Saturday, May 10, 2008

That's New(s) To Me

Thanks to a comment from Den on one of my recent posts, I was moved to research the origin of the way “news” interacts with verbs as a singular plural. While it is a collective noun, you never see someone write about a “new”.

In several places, folks have repeated the folksy rumor that news stands for “north, east, west, south”, as an acronym for information coming from all points of the compass. However cute that story, it holds no truth. As the Wordwizard has kindly explained, the etymology began in the singular word “newe”. agrees, as well, but I link to them plenty.
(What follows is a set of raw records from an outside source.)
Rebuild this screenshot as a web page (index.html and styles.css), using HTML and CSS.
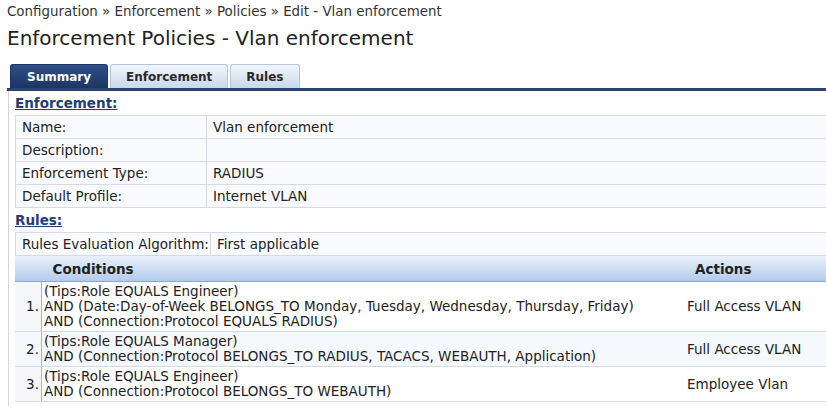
FILE: index.html
```html
<!DOCTYPE html>
<html lang="en">
<head>
    <meta charset="UTF-8">
    <title>Enforcement Policies - Vlan enforcement</title>
    <link rel="stylesheet" href="styles.css">
</head>
<body>
    <div class="breadcrumb">Configuration &raquo; Enforcement &raquo; Policies &raquo; Edit - Vlan enforcement</div>
    <h1>Enforcement Policies - Vlan enforcement</h1>

    <div class="tabs">
        <div class="tab active">Summary</div>
        <div class="tab">Enforcement</div>
        <div class="tab">Rules</div>
    </div>

    <div class="panel">
        <a href="#" class="section">Enforcement:</a>
        <table class="props">
            <tr><td class="label">Name:</td><td>Vlan enforcement</td></tr>
            <tr><td class="label">Description:</td><td></td></tr>
            <tr><td class="label">Enforcement Type:</td><td>RADIUS</td></tr>
            <tr><td class="label">Default Profile:</td><td>Internet VLAN</td></tr>
        </table>

        <a href="#" class="section">Rules:</a>
        <table class="props algo">
            <tr><td class="label">Rules Evaluation Algorithm:</td><td>First applicable</td></tr>
        </table>

        <table class="rules">
            <tr>
                <th class="num"></th>
                <th class="cond">Conditions</th>
                <th class="act">Actions</th>
            </tr>
            <tr>
                <td class="num">1.</td>
                <td>(Tips:Role EQUALS Engineer)<br>AND (Date:Day-of-Week BELONGS_TO Monday, Tuesday, Wednesday, Thursday, Friday)<br>AND (Connection:Protocol EQUALS RADIUS)</td>
                <td class="act">Full Access VLAN</td>
            </tr>
            <tr class="alt">
                <td class="num">2.</td>
                <td>(Tips:Role EQUALS Manager)<br>AND (Connection:Protocol BELONGS_TO RADIUS, TACACS, WEBAUTH, Application)</td>
                <td class="act">Full Access VLAN</td>
            </tr>
            <tr>
                <td class="num">3.</td>
                <td>(Tips:Role EQUALS Engineer)<br>AND (Connection:Protocol BELONGS_TO WEBAUTH)</td>
                <td class="act">Employee Vlan</td>
            </tr>
        </table>
    </div>
</body>
</html>
```

FILE: styles.css
```css
body {
    margin: 0;
    padding: 0 0 0 7px;
    font-family: 'DejaVu Sans', Verdana, sans-serif;
    font-size: 13.5px;
    color: #222;
    background-color: #fff;
    overflow: hidden;
}
.breadcrumb {
    font-size: 13.4px;
    color: #333;
    padding-top: 3px;
    line-height: 17px;
    height: 17px;
}
h1 {
    margin: 0;
    font-size: 20px;
    font-weight: normal;
    color: #222;
    height: 44px;
    line-height: 36px;
}
.tabs {
    display: flex;
    gap: 2px;
    padding-left: 3px;
    height: 24px;
    border-bottom: 3px solid #2b4374;
}
.tab {
    padding: 0 15px;
    line-height: 25px;
    font-weight: bold;
    font-size: 12px;
    color: #2a2a2a;
    background: linear-gradient(#f2f6fc, #c8d8ee);
    border: 1px solid #b6c4da;
    border-bottom: none;
    border-radius: 3px 3px 0 0;
}
.tab.active {
    padding: 0 16px;
    color: #fff;
    background: linear-gradient(#2f4f86, #1b3566);
    border-color: #1b3566;
}
.panel {
    margin-left: 1px;
    border-left: 1px solid #d3d6de;
    padding: 0 0 4px 6px;
}
.section {
    display: block;
    color: #243a7c;
    font-weight: bold;
    font-size: 13.5px;
    line-height: 25px;
    height: 24px;
}
table {
    border-collapse: collapse;
    width: 815px;
}
.props td {
    height: 22px;
    padding: 0 6px;
    background-color: #f9fafd;
    border: 1px solid #d6dae4;
    color: #222;
}
.props td.label {
    width: 178px;
}
.algo td.label {
    width: 187px;
    padding-right: 1px;
}
.rules th {
    height: 25px;
    text-align: left;
    font-weight: bold;
    color: #222;
    background: linear-gradient(#e9f1fb, #b3cbeb);
    border-bottom: 1px solid #8ea7cc;
    padding: 0;
}
.rules th.cond {
    padding-left: 11px;
}
.rules td {
    border-top: 1px solid #d6dae4;
    border-bottom: 1px solid #d6dae4;
    padding: 2px 2px;
    line-height: 15px;
    background-color: #fff;
    vertical-align: middle;
}
.rules tr.alt td {
    background-color: #f5f8fc;
}
.rules td.num,
.rules th.num {
    width: 22px;
    text-align: right;
    padding-right: 2px;
    border-right: 1px solid #a8b4c6;
    background-color: #f5f6f9;
}
.rules th.num {
    border-right: none;
    background: linear-gradient(#e9f1fb, #b3cbeb);
}
.rules td.act,
.rules th.act {
    width: 135px;
    padding-left: 9px;
}
.rules th.act {
    padding-left: 17px;
}
```
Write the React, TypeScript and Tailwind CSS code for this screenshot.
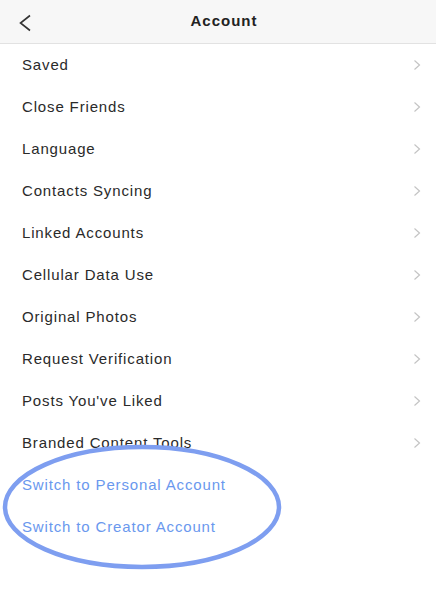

Imagine someone calling out, “What news?” They are asking you for any new information about people or events that may be of interest to you. While the dusty origins of the word may be plural, its use refers to a conglomeration of single events.

Thus, what used to be a “newe” has now become an article or a “piece of news” or even, heaven forfend, a “news item”. The news has become a single entity, like the ocean, and just as polluted with garbage, as often as not. Both are made up of myriad tiny pieces, in which unwary explorers can drown if they forget to use their brains.

I fear I've gone a bit off track, here. Suffice it to say that the word “news” acts as a singular word, a sort of collective noun for tidbits of information that you may not yet have known. I suspect that this is not news to you.